Sterker, als je je als jong mens nu niet zou uitspreken tegen de onmenselijke gevolgen van de ‘koloniale asymmetrie’ waarmee de staat Israël zich op dit moment op de Palestijnse bevolking wreekt, zou dat een ongekend brevet van onvermogen aan het adres van hun opvoeders en opleiders zijn. De universiteit is bij uitstek een plek waar studenten wordt geleerd om de ‘waanzin van de normaliteit’, om Herbert Marcuse te citeren, niet te accepteren. Of in termen van de reclameslogan van een paar jaar terug van de UVA zelf: als wij hier iets proberen te doen, is het ‘competente rebellen’ opleiden. Als je je als student dan niet uitspreekt tegen wat zich naar het zich laat aanzien aan het ontpoppen is als de grootste massaslachting van de 21ste eeuw, tegen wat dan wel? Ik snap dus heel goed waarom dit voor deze generatie studenten de allesbepalende morele toetssteen is geworden.

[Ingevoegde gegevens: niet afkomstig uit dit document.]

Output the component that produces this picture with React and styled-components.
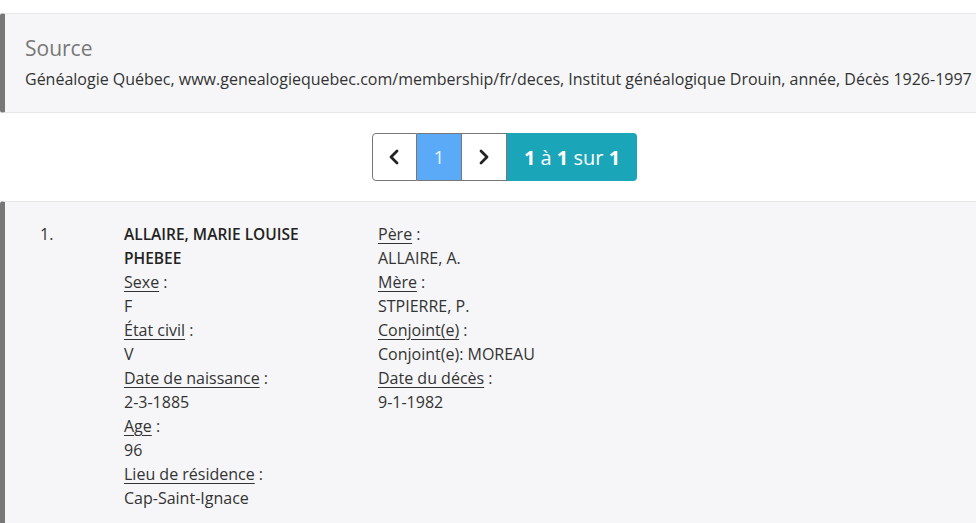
import React from "react";
import styled, { createGlobalStyle } from "styled-components";

const Global = createGlobalStyle`
  html, body { margin: 0; padding: 0; background: #fff; }
  body { font-family: "Open Sans", "Liberation Sans", sans-serif; color: #333; font-size: 16px; }
  * { box-sizing: border-box; }
`;

const Page = styled.div`
  padding-top: 13px;
`;

const Callout = styled.section`
  background: #f6f6f8;
  border-top: 1px solid #e6e6e6;
  border-bottom: 1px solid #e6e6e6;
  border-left: 5px solid #777;
  border-radius: 3px 0 0 3px;
  padding: ${(p) => p.$pad};
`;

const CalloutTitle = styled.h4`
  margin: 0 0 8px;
  font-size: 21px;
  line-height: 24px;
  font-weight: 400;
  color: #777;
`;

const CalloutText = styled.p`
  margin: 0;
  font-size: 16px;
  line-height: 22px;
  color: #333;
  white-space: nowrap;
`;

const PagerWrap = styled.nav`
  display: flex;
  justify-content: center;
  padding: 20px 0 20px 33px;
`;

const PageBtn = styled.div`
  width: 45px;
  height: 48px;
  display: flex;
  align-items: center;
  justify-content: center;
  border: 1px solid #777;
  border-left-width: ${(p) => (p.$first ? "1px" : "0")};
  border-radius: ${(p) => (p.$first ? "4px 0 0 4px" : "0")};
  background: ${(p) => (p.$active ? "#5aaaf8" : "#fff")};
  color: ${(p) => (p.$active ? "#e8f2ff" : "#222")};
  font-size: 19px;
`;

const Info = styled.div`
  height: 48px;
  padding: 0 17px;
  display: flex;
  align-items: center;
  background: #1aa5b8;
  color: #fff;
  font-size: 20px;
  border-radius: 0 4px 4px 0;
  white-space: pre;
  b { font-weight: 700; }
`;

const Record = styled.div`
  display: grid;
  grid-template-columns: 84px 254px 254px;
  font-size: 16px;
  line-height: 24px;
  color: #333;
`;

const Num = styled.div``;

const Col = styled.div`
  display: flex;
  flex-direction: column;
  padding-right: ${(p) => p.$gap || 0}px;
`;

const Name = styled.div`
  font-weight: 600;
  font-size: 15.5px;
  color: #222;
`;

const Label = styled.div`
  span { text-decoration: underline; text-underline-offset: 3px; }
`;

const Chevron = ({ dir }) => (
  <svg width="14" height="16" viewBox="0 0 14 16" fill="none">
    <path
      d={dir === "left" ? "M10 2 L4 8 L10 14" : "M4 2 L10 8 L4 14"}
      stroke="#222"
      strokeWidth="2.8"
      strokeLinecap="round"
      strokeLinejoin="round"
    />
  </svg>
);

const Field = ({ label, value }) => (
  <>
    <Label>
      <span>{label}</span> :
    </Label>
    <div>{value}</div>
  </>
);

export default function App() {
  return (
    <Page>
      <Global />
      <Callout $pad="22px 20px 22px 20px">
        <CalloutTitle>Source</CalloutTitle>
        <CalloutText>
          Généalogie Québec, www.genealogiequebec.com/membership/fr/deces, Institut généalogique Drouin, année, Décès 1926-1997
        </CalloutText>
      </Callout>
      <PagerWrap>
        <PageBtn $first>
          <Chevron dir="left" />
        </PageBtn>
        <PageBtn $active>1</PageBtn>
        <PageBtn>
          <Chevron dir="right" />
        </PageBtn>
        <Info>
          <b>1</b> à <b>1</b> sur <b>1</b>
        </Info>
      </PagerWrap>
      <Callout $pad="20px 20px 14px 35px">
        <Record>
          <Num>1.</Num>
          <Col $gap={24}>
            <Name>ALLAIRE, MARIE LOUISE PHEBEE</Name>
            <Field label="Sexe" value="F" />
            <Field label="État civil" value="V" />
            <Field label="Date de naissance" value="2-3-1885" />
            <Field label="Age" value="96" />
            <Field label="Lieu de résidence" value="Cap-Saint-Ignace" />
          </Col>
          <Col>
            <Field label="Père" value="ALLAIRE, A." />
            <Field label="Mère" value="STPIERRE, P." />
            <Field label="Conjoint(e)" value="Conjoint(e): MOREAU" />
            <Field label="Date du décès" value="9-1-1982" />
          </Col>
        </Record>
      </Callout>
    </Page>
  );
}
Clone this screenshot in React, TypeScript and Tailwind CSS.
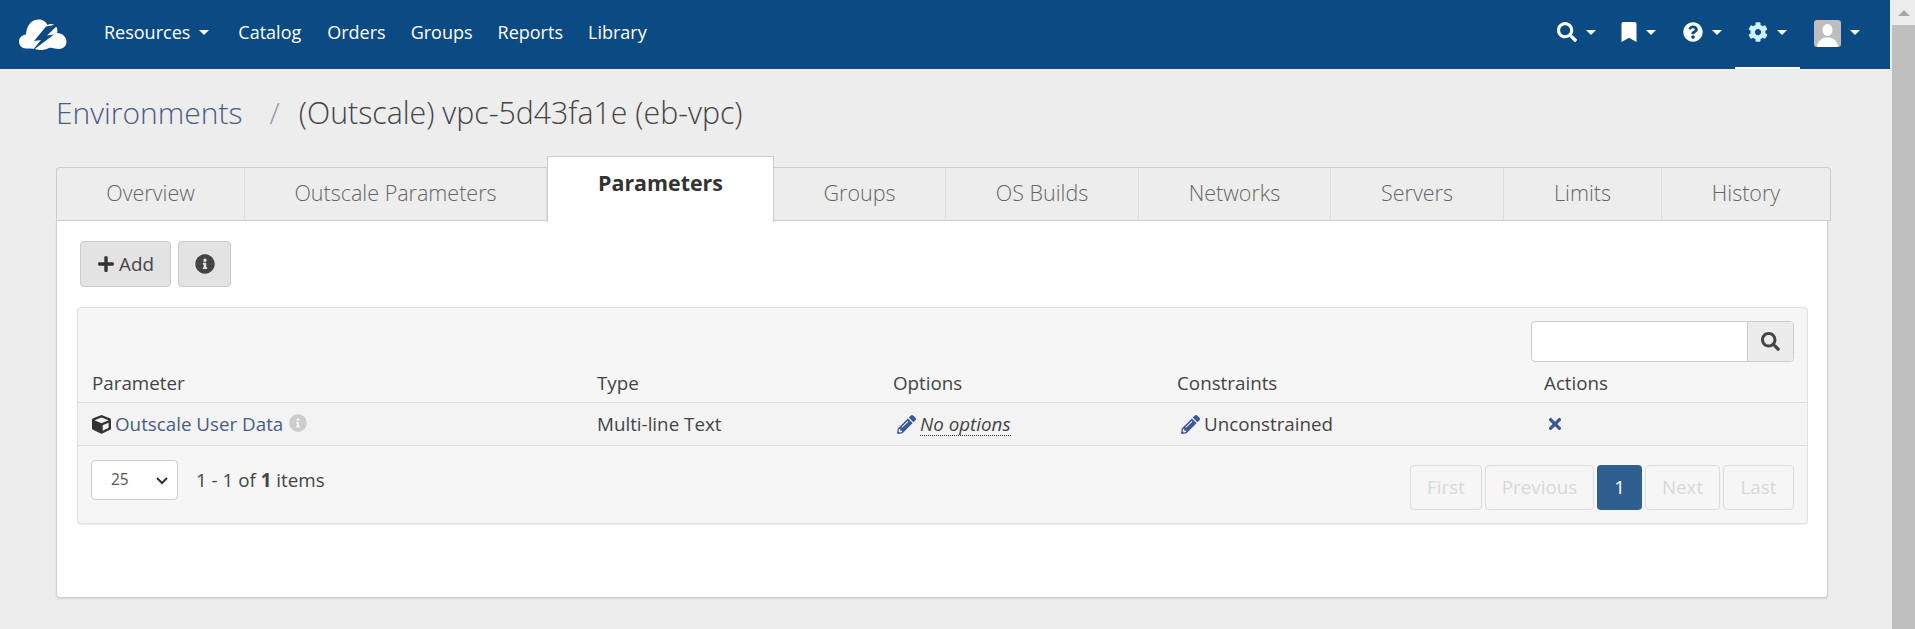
import { FaBookmark, FaCog, FaCube, FaInfoCircle, FaPencilAlt, FaPlus, FaQuestionCircle, FaSearch, FaTimes } from "react-icons/fa";

const Caret = ({ className = "" }: { className?: string }) => (
  <span className={`inline-block w-0 h-0 border-x-[5px] border-x-transparent border-t-[5px] border-t-white ${className}`} />
);

const Logo = () => (
  <svg width="48" height="32" viewBox="0 0 48 32" className="ml-[19px] mt-[5px]">
    <path
      d="M7 29.5C2.5 29.5 0 26 0 22.5C0 18.5 3 16 7 15.5C7.5 8 11 1 19 0.5C24 0.2 27 3 28.5 6C31 4 36 4.5 38 9C38.5 11 38.5 12.5 38 14C43.5 14 47.5 18 47.5 23C47.5 27 44 30 40 30C36 30 33 28 30 29C25 31.5 20 31.5 16 30C12.5 29 10 29.5 7 29.5Z"
      fill="#ffffff"
    />
    <polygon points="40,5 27,7.5 15,22 22,21 13,32 35,15.5 28,16.5" fill="#0c4a84" />
  </svg>
);

const navLinks = [
  { label: "Catalog", cls: "ml-[29px]" },
  { label: "Orders", cls: "ml-[26px]" },
  { label: "Groups", cls: "ml-[25px]" },
  { label: "Reports", cls: "ml-[25px]" },
  { label: "Library", cls: "ml-[25px]" },
];

const tabs = [
  { label: "Overview", w: "w-[189px]" },
  { label: "Outscale Parameters", w: "w-[302px]" },
  { label: "Parameters", w: "w-[227px]", active: true },
  { label: "Groups", w: "w-[172px]" },
  { label: "OS Builds", w: "w-[193px]" },
  { label: "Networks", w: "w-[192px]" },
  { label: "Servers", w: "w-[173px]" },
  { label: "Limits", w: "w-[158px]" },
  { label: "History", w: "w-[169px]" },
];

const pages = [
  { label: "First", w: "w-[72px]" },
  { label: "Previous", w: "w-[109px]" },
  { label: "1", w: "w-[45px]", active: true },
  { label: "Next", w: "w-[75px]" },
  { label: "Last", w: "w-[71px]" },
];

const App = () => {
  return (
    <div className="flex h-[629px] w-[1915px] overflow-hidden bg-[#ededed] font-['Open_Sans',sans-serif] text-[18.8px] text-[#444]">
      <div className="w-[1892px] shrink-0">
        {/* Top navigation */}
        <nav className="relative flex h-[69px] w-[1890px] items-center bg-[#0c4a84] pb-[5px] text-white">
          <Logo />
          <div className="ml-[37px] flex items-center text-[18px] font-normal">
            <span>Resources</span>
            <Caret className="ml-[9px]" />
            {navLinks.map((link) => (
              <span key={link.label} className={link.cls}>
                {link.label}
              </span>
            ))}
          </div>
          <div className="ml-auto mr-[30px] flex items-center">
            <FaSearch className="h-[20px] w-[20px]" />
            <Caret className="ml-[9px]" />
            <FaBookmark className="ml-[25px] h-[20px] w-[16px]" />
            <Caret className="ml-[9px]" />
            <FaQuestionCircle className="ml-[27px] h-[20px] w-[20px]" />
            <Caret className="ml-[9px]" />
            <FaCog className="ml-[26px] h-[20px] w-[20px] text-[#cdf3ff]" />
            <Caret className="ml-[9px] border-t-[#cdf3ff]" />
            <div className="ml-[27px] mt-[3px] flex h-[27px] w-[27px] items-end justify-center overflow-hidden rounded-[3px] bg-[#bdbdbd]">
              <svg width="27" height="27" viewBox="0 0 27 27">
                <ellipse cx="13.5" cy="10" rx="5" ry="6" fill="#fff" />
                <path d="M3 27C3 21 8 18.5 11 17.5H16C19 18.5 24 21 24 27Z" fill="#fff" />
              </svg>
            </div>
            <Caret className="ml-[9px]" />
          </div>
          <div className="absolute bottom-0 left-[1735px] h-[2px] w-[65px] bg-white" />
        </nav>

        <main className="pl-[56px] pr-[61px]">
          {/* Breadcrumb */}
          <div className="flex h-[87px] items-center pt-[1px] text-[30px] font-light leading-none">
            <span className="text-[#4a5c85]">Environments</span>
            <span className="ml-[27px] text-[#999]">/</span>
            <span className="ml-[19px] text-[30.3px] text-[#444]">(Outscale) vpc-5d43fa1e (eb-vpc)</span>
          </div>

          {/* Tabs */}
          <div className="flex h-[65px] items-end">
            {tabs.map((tab) =>
              tab.active ? (
                <div
                  key={tab.label}
                  className={`${tab.w} relative z-10 -mb-[1px] flex h-[66px] shrink-0 items-start justify-center border-x border-t border-[#ccc] bg-white pt-[11px] text-[21.4px] leading-[29px] font-bold text-[#333]`}
                >
                  {tab.label}
                </div>
              ) : (
                <div
                  key={tab.label}
                  className={`${tab.w} flex h-[54px] shrink-0 items-center justify-center border-y border-r border-y-[#ccc] border-r-[#ddd] bg-[#ededed] pb-[1px] text-[21.5px] font-light text-[#666] first:rounded-tl-[4px] first:border-l first:border-l-[#ccc] last:rounded-tr-[4px] last:border-r-[#ccc]`}
                >
                  {tab.label}
                </div>
              ),
            )}
          </div>

          {/* Panel */}
          <div className="h-[377px] w-[1772px] rounded-b-[4px] border-x border-b border-[#d0d0d0] bg-white pl-[23px] pt-[20px] shadow-[0_1px_2px_rgba(0,0,0,0.1)]">
            <div className="flex gap-[7px]">
              <button className="flex h-[46px] w-[91px] items-center justify-center gap-[4px] rounded-[4px] border border-[#ccc] bg-[#e3e3e3] text-[18.8px] text-[#444]">
                <FaPlus className="h-[18px] w-[18px] text-[#333]" />
                Add
              </button>
              <button className="flex h-[46px] w-[53px] items-center justify-center rounded-[4px] border border-[#ccc] bg-[#e3e3e3]">
                <FaInfoCircle className="-mt-[1px] h-[20px] w-[20px] text-[#444]" />
              </button>
            </div>

            {/* Table card */}
            <div className="ml-[-3px] mt-[20px] h-[217px] w-[1731px] rounded-[4px] border border-[#e0e0e0] bg-[#f6f6f6] shadow-[0_1px_1px_rgba(0,0,0,0.06)]">
              <div className="flex justify-end pr-[13px] pt-[13px]">
                <div className="flex h-[41px] w-[263px] overflow-hidden rounded-[4px] border border-[#ccc] bg-white">
                  <div className="flex-1" />
                  <div className="flex w-[46px] items-center justify-center border-l border-[#ccc] bg-[#ececec]">
                    <FaSearch className="h-[19px] w-[19px] text-[#444]" />
                  </div>
                </div>
              </div>

              <div className="grid h-[41px] grid-cols-[505px_296px_284px_367px_1fr] items-center border-b border-[#ddd] pl-[14px] pt-[1px] text-[18.8px] leading-[24px] text-[#444]">
                <span>Parameter</span>
                <span>Type</span>
                <span>Options</span>
                <span>Constraints</span>
                <span>Actions</span>
              </div>

              <div className="grid h-[43px] grid-cols-[505px_296px_284px_367px_1fr] items-center border-b border-[#ddd] bg-[#f3f3f3] pl-[14px] text-[18.8px] leading-[24px]">
                <span className="flex items-center">
                  <FaCube className="h-[19px] w-[19px] text-[#333]" />
                  <span className="ml-[4px] text-[#4a5c85]">Outscale User Data</span>
                  <FaInfoCircle className="ml-[6px] -mt-[2px] h-[18px] w-[18px] text-[#ccc]" />
                </span>
                <span>Multi-line Text</span>
                <span className="flex items-center pl-[4px]">
                  <FaPencilAlt className="h-[19px] w-[19px] text-[#3b5998]" />
                  <span className="ml-[4px] border-b border-dotted border-[#333] italic leading-[22px] text-[#444]">No options</span>
                </span>
                <span className="flex items-center pl-[4px]">
                  <FaPencilAlt className="h-[19px] w-[19px] text-[#3b5998]" />
                  <span className="ml-[4px]">Unconstrained</span>
                </span>
                <span className="pl-[3px]">
                  <FaTimes className="h-[18px] w-[16px] text-[#3b5998]" />
                </span>
              </div>

              <div className="flex items-start pl-[13px] pr-[13px]">
                <div className="relative mt-[14px] flex h-[40px] w-[87px] items-center rounded-[4px] border border-[#ccc] bg-white pl-[19px] text-[15.5px] text-[#555]">
                  25
                  <svg className="absolute right-[8px] top-[15px]" width="14" height="9" viewBox="0 0 14 9">
                    <path d="M2 2L7 7L12 2" fill="none" stroke="#333" strokeWidth="2" />
                  </svg>
                </div>
                <span className="ml-[18px] mt-[22px] text-[18.8px] leading-[24px]">
                  1 - 1 of <b>1</b> items
                </span>
                <div className="ml-auto mt-[19px] flex gap-[3px]">
                  {pages.map((page) => (
                    <div
                      key={page.label}
                      className={
                        page.active
                          ? `${page.w} flex h-[45px] items-center justify-center rounded-[4px] bg-[#2f5f8f] text-[18.8px] text-white`
                          : `${page.w} flex h-[45px] items-center justify-center rounded-[4px] border border-[#ddd] bg-[#f6f6f6] text-[18.8px] text-[#d8d8d8]`
                      }
                    >
                      {page.label}
                    </div>
                  ))}
                </div>
              </div>
            </div>
          </div>
        </main>
      </div>

      {/* Window scrollbar */}
      <div className="flex w-[23px] shrink-0 flex-col bg-[#ededed]">
        <div className="flex h-[25px] items-center justify-center">
          <span className="h-0 w-0 border-x-[6px] border-b-[6px] border-x-transparent border-b-[#aaa]" />
        </div>
        <div className="flex-1 bg-[#bfbfbf]" />
      </div>
    </div>
  );
};

export default App;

Ook al doe ik zelf niet mee. En ook al heb ik bedenkingen tegen de stootrichting die het protest heeft genomen en de iconografie waarin men zich heeft omgeven. Waarom niet gestreefd naar een staakt-het-vuren en vrede in plaats van naar een zelfstandige Palestijnse staat? Waarom gedemonstreerd vóór de Palestijnen en niet tégen de Israelian Defense Force? En is het handig om op te roepen tot een Intifada, ‘from the river to the sea’ te zingen, islamitische haarbanden te dragen, met borden te lopen waarop ‘queers for Palestine’ staat, terwijl Hamas zo ongeveer de meest homofobe organisatie denkbaar is en je het risico loopt joodse medeburgers van je te vervreemden? Maar goed, in een democratie is nu eenmaal niemand de baas over de goede smaak en moet je als burger derhalve af en toe schouderophalend over opvattingen heen stappen die niet de jouwe zijn, je ogen sluiten voor iconen die schofferen of je oren dichtdoen voor oproepen die jou te schril klinken.